The floor budget is the budget you live by in slow months. It should be livable — not comfortable necessarily, but sustainable. If your floor income doesn’t cover your floor expenses, that’s the first problem to solve, usually through either reducing fixed expenses or building more stable income streams.
The Waterfall System for Managing Variable Income
The waterfall system is how many freelancers and variable income earners structure their money management. When income comes in, it flows through a series of priorities in order, like water over a series of steps.
Step one: immediately move your tax percentage to your tax savings account. If you’re self-employed, that’s typically 25-30% of gross income. For employed variable-income earners, adjust based on your specific withholding situation.
Step two: top up your floor expenses for the month. Confirm that your checking account has enough to cover everything in your floor budget.
Step three: fund any active savings goals — emergency fund contributions if it’s not yet full, sinking fund contributions, retirement account contributions.
Step four: whatever remains is your discretionary spending for the month. In a good month, this is generous. In a bad month, this might be nearly nothing beyond the floor budget.
This system automatically tightens your lifestyle in lean months and automatically captures extra savings in abundant months without requiring you to make new decisions each cycle. The structure makes the decisions for you.
The Income Smoothing Account
One of the most practically useful tools for variable income management is a dedicated “income smoothing” account that serves as a buffer between your irregular income and your regular expenses.
The concept: all income goes into the smoothing account. You pay yourself a fixed monthly “salary” from that account, calculated based on your expected average monthly income. In good months, the excess builds up in the smoothing account. In bad months, you draw down the cushion. Your checking account sees the same “paycheck” every month regardless of what actually came in.
This approach converts variable income into the functional equivalent of a regular salary for budgeting purposes. It eliminates the feast-or-famine experience of spending directly from irregular income.

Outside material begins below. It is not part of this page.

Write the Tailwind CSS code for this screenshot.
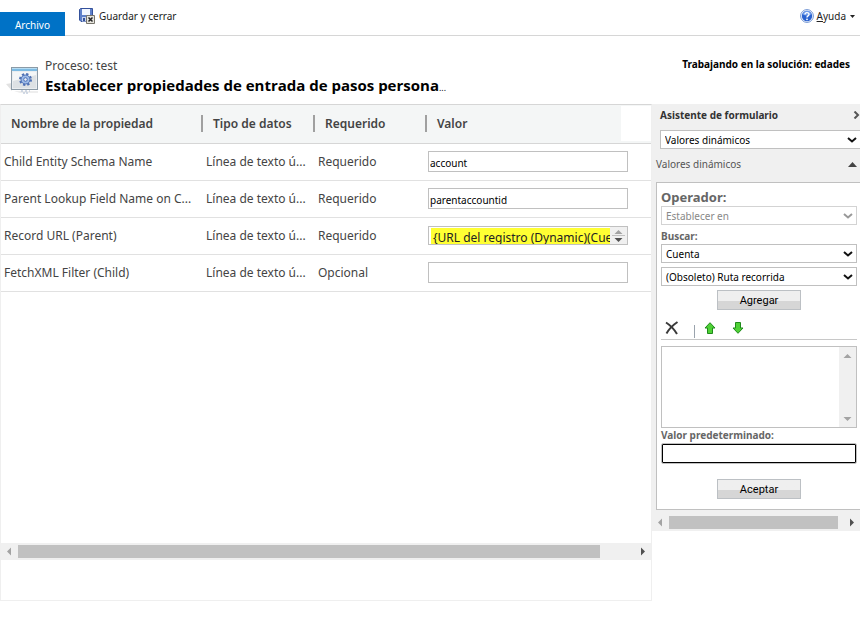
<!DOCTYPE html>
<html lang="es">
<head>
<meta charset="utf-8">
<meta name="viewport" content="width=device-width, initial-scale=1">
<title>Establecer propiedades de entrada de pasos personalizados</title>
<script src="https://cdn.jsdelivr.net/npm/@tailwindcss/browser@4"></script>
</head>
<body class="min-h-screen bg-white font-['Noto_Sans','Open_Sans',sans-serif] text-[10px] text-black">

<header class="flex h-9 items-start justify-between border-b border-[#d6d6d6]">
  <div class="flex items-start">
    <button type="button" class="mt-3 h-6 w-[65px] bg-[#0072c6] pt-[2px] leading-5 text-white">Archivo</button>
    <button type="button" class="ml-[14px] mt-2 flex h-4 items-center gap-1 text-[#222]">
      <svg class="h-4 w-4" viewBox="0 0 16 16" aria-hidden="true">
        <path d="M.5 1.500l1-1h12v13H2L.5 12z" fill="#5f80c9" stroke="#34519b"/>
        <path d="M3 1h8v6H3z" fill="#f2f6ff"/>
        <path d="M3 9h6v4.500H3z" fill="#c9d6ef"/>
        <path d="M4 10h2v3H4z" fill="#34519b"/>
        <path d="M7.500 7.500h8v8h-8z" fill="#e6e4dd" stroke="#77756c"/>
        <path d="M9.500 9.500l4 4M13.500 9.500l-4 4" stroke="#222" stroke-width="1.500"/>
      </svg>
      <span>Guardar y cerrar</span>
    </button>
  </div>
  <button type="button" class="mr-[5px] mt-2 flex h-4 items-center text-[#222]">
    <svg class="mr-[3px] h-[14px] w-[14px]" viewBox="0 0 14 14" aria-hidden="true">
      <circle cx="7" cy="7" r="6.400" fill="#fff" stroke="#6f93d2"/>
      <circle cx="7" cy="7" r="5.200" fill="#2a62cf"/>
      <path d="M2.500 5.500a4.600 4.600 0 0 1 9 0c-3 1.500-6 1.500-9 0z" fill="#6d9bea"/>
      <path d="M5 5.600c0-2.600 4-2.600 4-.2 0 1.500-2 1.500-2 3" fill="none" stroke="#fff" stroke-width="1.400"/>
      <circle cx="7" cy="10.300" r=".9" fill="#fff"/>
    </svg>
    <span><span class="underline">A</span>yuda</span>
    <svg class="ml-1 h-[3px] w-[5px]" viewBox="0 0 5 3" aria-hidden="true"><path d="M0 0h5L2.500 3z" fill="#222"/></svg>
  </button>
</header>

<section class="flex h-[68px] items-start justify-between">
  <div class="flex min-w-0 items-start">
    <svg class="ml-[6px] mt-[30px] h-[30px] w-[34px] shrink-0" viewBox="0 0 34 30" aria-hidden="true">
      <path d="M0 18l6-1v8z" fill="#e2e2e2"/>
      <path d="M8 25h24v2H14z" fill="#eee"/>
      <rect x="5.500" y="1.500" width="26" height="22" fill="#e9edf0" stroke="#8b9aa6"/>
      <path d="M6 2h25v3H6z" fill="#7dbbe3"/>
      <path d="M6 2h25v1H6z" fill="#b5dcf3"/>
      <path d="M7 6h23v16H7z" fill="#f4f6f7"/>
      <path d="M7 15l23-6v13H7z" fill="#dde1e4"/>
      <circle cx="19.500" cy="13.500" r="5.500" fill="none" stroke="#4d70b5" stroke-width="2" stroke-dasharray="2.300 2.020"/>
      <circle cx="19.500" cy="13.500" r="4.500" fill="#9dbbe8" stroke="#4d70b5"/>
      <circle cx="19.500" cy="13.500" r="1.800" fill="#e9eef5" stroke="#4d70b5"/>
      <path d="M15 25h2m2 0h2m2 0h1m-7 2h2m1 0h2" stroke="#c3cede" stroke-width="1.500"/>
    </svg>
    <div class="ml-[5px] mt-5 min-w-0">
      <p class="text-xs leading-5 text-[#444]">Proceso: test</p>
      <h1 class="font-['Open_Sans','Noto_Sans',sans-serif] text-[15px] font-bold leading-[19px] whitespace-nowrap">Establecer propiedades de entrada de pasos persona<span class="text-[9px] font-normal">...</span></h1>
    </div>
  </div>
  <p class="mr-[10px] mt-5 shrink-0 font-bold leading-4">Trabajando en la solución: edades</p>
</section>

<div class="flex items-start">
  <main class="min-w-0 flex-1 border border-[#efefef] border-t-[#d6d6d6]">
    <div class="h-[438px] overflow-hidden">
      <table class="w-full table-fixed border-collapse text-left text-xs text-[#444]">
        <colgroup><col class="w-[200px]"><col class="w-[112px]"><col class="w-[112px]"><col><col class="w-[30px]"></colgroup>
        <thead>
          <tr class="h-[38px] border-b border-[#d6d6d6] bg-[#f4f6f6] leading-[17px]">
            <th class="p-0 font-semibold"><div class="pl-[10px]">Nombre de la propiedad</div></th>
            <th class="p-0 font-semibold"><div class="border-l-2 border-[#a0a0a0] pl-[10px]">Tipo de datos</div></th>
            <th class="p-0 font-semibold"><div class="border-l-2 border-[#a0a0a0] pl-[10px]">Requerido</div></th>
            <th class="p-0 font-semibold"><div class="border-l-2 border-[#a0a0a0] pl-[10px]">Valor</div></th>
            <td class="p-0"><div class="h-[35px] bg-white"></div></td>
          </tr>
        </thead>
        <tbody>
          <tr class="h-[37px] border-b border-[#e1e1e1]">
            <td class="truncate p-0 pl-[3px] pr-1">Child Entity Schema Name</td>
            <td class="p-0 pl-[5px]">Línea de texto ú...</td>
            <td class="p-0 pl-[5px]">Requerido</td>
            <td colspan="2" class="p-0 pl-[3px]"><input aria-label="Child Entity Schema Name" value="account" class="block h-[21px] w-[200px] border border-[#c0c0c0] bg-white px-[1px] pt-[2px] text-[10px] text-black"></td>
          </tr>
          <tr class="h-[37px] border-b border-[#e1e1e1]">
            <td class="whitespace-nowrap p-0 pl-[3px]">Parent Lookup Field Name on C...</td>
            <td class="p-0 pl-[5px]">Línea de texto ú...</td>
            <td class="p-0 pl-[5px]">Requerido</td>
            <td colspan="2" class="p-0 pl-[3px]"><input aria-label="Parent Lookup Field Name" value="parentaccountid" class="block h-[21px] w-[200px] border border-[#c0c0c0] bg-white px-[1px] pt-[2px] text-[10px] text-black"></td>
          </tr>
          <tr class="h-[37px] border-b border-[#e1e1e1]">
            <td class="truncate p-0 pl-[3px] pr-1">Record URL (Parent)</td>
            <td class="p-0 pl-[5px]">Línea de texto ú...</td>
            <td class="p-0 pl-[5px]">Requerido</td>
            <td colspan="2" class="p-0 pl-[3px]">
              <div class="flex h-[19px] w-[200px] border border-[#c0c0c0] pl-[2px] pt-[1px]">
                <div class="min-w-0 flex-1 overflow-hidden whitespace-nowrap bg-[#ffff33] pl-[2px] leading-5 text-[#222]">{URL del registro (Dynamic)(Cuenta)}</div>
                <svg class="-mt-px h-[17px] w-[17px] bg-[#f0f0f0]" viewBox="0 0 17 17" aria-hidden="true">
                  <path d="M8.500 3l4 4h-8z" fill="#a3a3a3"/><path d="M2 8h13v1H2z" fill="#c0c0c0"/><path d="M8.500 15l4-4h-8z" fill="#505050"/>
                </svg>
              </div>
            </td>
          </tr>
          <tr class="h-[37px] border-b border-[#e1e1e1]">
            <td class="truncate p-0 pl-[3px] pr-1">FetchXML Filter (Child)</td>
            <td class="p-0 pl-[5px]">Línea de texto ú...</td>
            <td class="p-0 pl-[5px]">Opcional</td>
            <td colspan="2" class="p-0 pl-[3px]"><input aria-label="FetchXML Filter (Child)" class="block h-[21px] w-[200px] border border-[#c0c0c0] bg-white px-[1px] text-[10px] text-black"></td>
          </tr>
        </tbody>
      </table>
    </div>
    <div class="flex h-[17px] items-center bg-[#f0f0f0]">
      <svg class="h-[17px] w-[17px]" viewBox="0 0 17 17" aria-hidden="true"><path d="M6 8.500l4-4v8z" fill="#a3a3a3"/></svg>
      <div class="mr-[34px] h-[13px] flex-1 bg-[#c1c1c1]"></div>
      <svg class="h-[17px] w-[17px]" viewBox="0 0 17 17" aria-hidden="true"><path d="M11 8.500l-4-4v8z" fill="#505050"/></svg>
    </div>
    <div class="h-10"></div>
  </main>

  <aside class="w-[208px] shrink-0 bg-[#f0f0f0]">
    <div class="flex h-[22px] items-center justify-between pl-2">
      <h2 class="font-bold text-[#333]">Asistente de formulario</h2>
      <svg class="h-2 w-[7px]" viewBox="0 0 7 8" aria-hidden="true"><path d="M1.500 0.500L5 4 1.500 7.500" fill="none" stroke="#555" stroke-width="2"/></svg>
    </div>
    <div class="mt-1 grid pl-2">
      <select aria-label="Asistente" class="col-start-1 row-start-1 h-[19px] appearance-none border border-r-0 border-[#c0c0c0] bg-white pl-1 leading-4 text-black"><option>Valores dinámicos</option></select>
      <svg class="pointer-events-none col-start-1 row-start-1 mr-[3px] h-[6px] w-[10px] self-center justify-self-end" viewBox="0 0 10 6" aria-hidden="true"><path d="M1 1l4 3.500L9 1" fill="none" stroke="#111" stroke-width="2"/></svg>
    </div>
    <div class="mb-1 mt-[3px] flex h-6 items-center justify-between pl-1 pr-[3px] text-[#555]">
      <span>Valores dinámicos</span>
      <svg class="h-[5px] w-[9px]" viewBox="0 0 9 5" aria-hidden="true"><path d="M4.500 0L9 5H0z" fill="#444"/></svg>
    </div>
    <form class="mt-[6px] border border-r-0 border-[#c0c0c0] bg-white pb-[10px] ml-1 pl-1 pr-[3px] pt-[6px]">
      <label for="operador" class="block text-[13px] font-bold leading-[17px] text-[#666]">Operador:</label>
      <div class="grid">
        <select id="operador" disabled class="col-start-1 row-start-1 h-[19px] appearance-none border border-[#d3d3d3] bg-white pl-1 leading-4 text-[#888] opacity-100"><option>Establecer en</option></select>
        <svg class="pointer-events-none col-start-1 row-start-1 mr-1 h-[6px] w-[10px] self-center justify-self-end" viewBox="0 0 10 6" aria-hidden="true"><path d="M1 1l4 3.500L9 1" fill="none" stroke="#999" stroke-width="2"/></svg>
      </div>
      <label for="buscar" class="mt-1 block font-bold leading-[15px] text-[#666]">Buscar:</label>
      <div class="grid">
        <select id="buscar" class="col-start-1 row-start-1 h-[19px] appearance-none border border-[#c0c0c0] bg-white pl-1 leading-4 text-black"><option>Cuenta</option></select>
        <svg class="pointer-events-none col-start-1 row-start-1 mr-1 h-[6px] w-[10px] self-center justify-self-end" viewBox="0 0 10 6" aria-hidden="true"><path d="M1 1l4 3.500L9 1" fill="none" stroke="#111" stroke-width="2"/></svg>
      </div>
      <div class="mt-1 grid">
        <select aria-label="Campo" class="col-start-1 row-start-1 h-[19px] appearance-none border border-[#c0c0c0] bg-white pl-1 leading-4 text-black"><option>(Obsoleto) Ruta recorrida</option></select>
        <svg class="pointer-events-none col-start-1 row-start-1 mr-1 h-[6px] w-[10px] self-center justify-self-end" viewBox="0 0 10 6" aria-hidden="true"><path d="M1 1l4 3.500L9 1" fill="none" stroke="#111" stroke-width="2"/></svg>
      </div>
      <button type="button" class="mx-auto mt-1 block h-5 w-[84px] border border-[#bcc0c4] bg-linear-to-b from-[#efefef] from-55% to-[#d6d6d6] to-55% pt-px font-['Roboto',sans-serif] text-[11px] leading-4">Agregar</button>
      <div class="mt-2 flex h-[22px] items-start border-b border-[#c8c8c8] pl-1">
        <button type="button" aria-label="Quitar" class="mt-[3px]"><svg class="h-[14px] w-[14px]" viewBox="0 0 14 14"><path d="M1 1.500C5 4 9 8 12 13M12.500 1C8 4 4 8 1.500 12.500" fill="none" stroke="#3a3a3a" stroke-width="2"/></svg></button>
        <span class="ml-[15px] mt-[7px] h-[13px] w-px bg-[#9aa3ad]"></span>
        <button type="button" aria-label="Subir" class="ml-[9px] mt-1"><svg class="h-3 w-3" viewBox="0 0 12 12"><path d="M6 .7L11 6H8.500v5.500h-5V6H1z" fill="#4fd136" stroke="#1f8a1b"/></svg></button>
        <button type="button" aria-label="Bajar" class="ml-4 mt-1"><svg class="h-3 w-3" viewBox="0 0 12 12"><path d="M6 11.300L11 6H8.500V.5h-5V6H1z" fill="#4fd136" stroke="#1f8a1b"/></svg></button>
      </div>
      <div class="mt-[6px] flex h-[82px] border border-[#c0c0c0]">
        <textarea aria-label="Valores seleccionados" class="min-w-0 flex-1 resize-none"></textarea>
        <div class="flex w-[17px] flex-col justify-between bg-[#f0f0f0]">
          <svg class="h-[17px] w-[17px]" viewBox="0 0 17 17" aria-hidden="true"><path d="M8.500 7l4 4h-8z" fill="#a3a3a3"/></svg>
          <svg class="h-[17px] w-[17px]" viewBox="0 0 17 17" aria-hidden="true"><path d="M8.500 11l4-4h-8z" fill="#a3a3a3"/></svg>
        </div>
      </div>
      <label for="predeterminado" class="block font-bold leading-[15px] text-[#666]">Valor predeterminado:</label>
      <input id="predeterminado" class="block h-[21px] w-full rounded-xs border border-[#c0c0c0] bg-white px-1 inset-ring inset-ring-black">
      <button type="button" class="mx-auto mt-[15px] block h-5 w-[84px] border border-[#bcc0c4] bg-linear-to-b from-[#efefef] from-55% to-[#d6d6d6] to-55% pt-px font-['Roboto',sans-serif] text-[11px] leading-4">Aceptar</button>
    </form>
    <div class="mt-1 flex h-[17px] items-center">
      <svg class="h-[17px] w-[17px]" viewBox="0 0 17 17" aria-hidden="true"><path d="M6 8.500l4-4v8z" fill="#a3a3a3"/></svg>
      <div class="flex-1"><div class="h-[13px] w-[97%] bg-[#c1c1c1]"></div></div>
      <svg class="h-[17px] w-[17px]" viewBox="0 0 17 17" aria-hidden="true"><path d="M11 8.500l-4-4v8z" fill="#505050"/></svg>
    </div>
  </aside>
</div>
</body>
</html>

The smoothing account requires a starting balance — you need some cushion built up before you can smooth effectively, typically one to two months of your average income. Building this initial balance is the first goal for anyone wanting to implement this system.
Planning for Predictable Income Fluctuations
Many variable income situations have predictable patterns within their variability. Retail sales roles have predictable slow Januaries. Construction and landscaping have winter slowdowns. Tax professionals have off-season. Teachers have summers. Freelancers in many fields experience summer slowdowns.
When you know which months tend to be lean, you can plan for them explicitly. Save more in good seasons. Reduce discretionary spending before the slow season hits. Build the income smoothing account buffer specifically before the predictable low period.
This is different from an emergency fund, which is for unexpected problems. This is planned seasonal management — more like a farmer putting food by for winter than maintaining reserves for a disaster.
Mapping your income over the past twelve to twenty-four months reveals patterns that aren’t visible month to month. Once you know your income cycle, you can plan your cash management to match it rather than being perpetually surprised by the same recurring slow period.
Annual Perspective: The Most Important View
The most useful financial view for variable income earners is annual, not monthly. Monthly volatility is noise. Annual income tells you the real picture.
What was your total income last year? What were your total essential expenses? What was the difference? That difference is your real annual savings capacity, regardless of how messily it was distributed across months.
Planning and evaluating in annual terms rather than monthly terms relieves a lot of the anxiety that variable income creates. A bad month isn’t a financial failure if your year-to-date numbers are on track. A great month doesn’t mean you’ve solved money forever.
The annual perspective also makes goal-setting more realistic. A savings goal of $8,000 per year is more useful than a $667 per month goal for someone with income that varies from $2,000 to $12,000 monthly. Some months you’ll save $2,000. Some months you’ll save nothing. The annual target is what matters.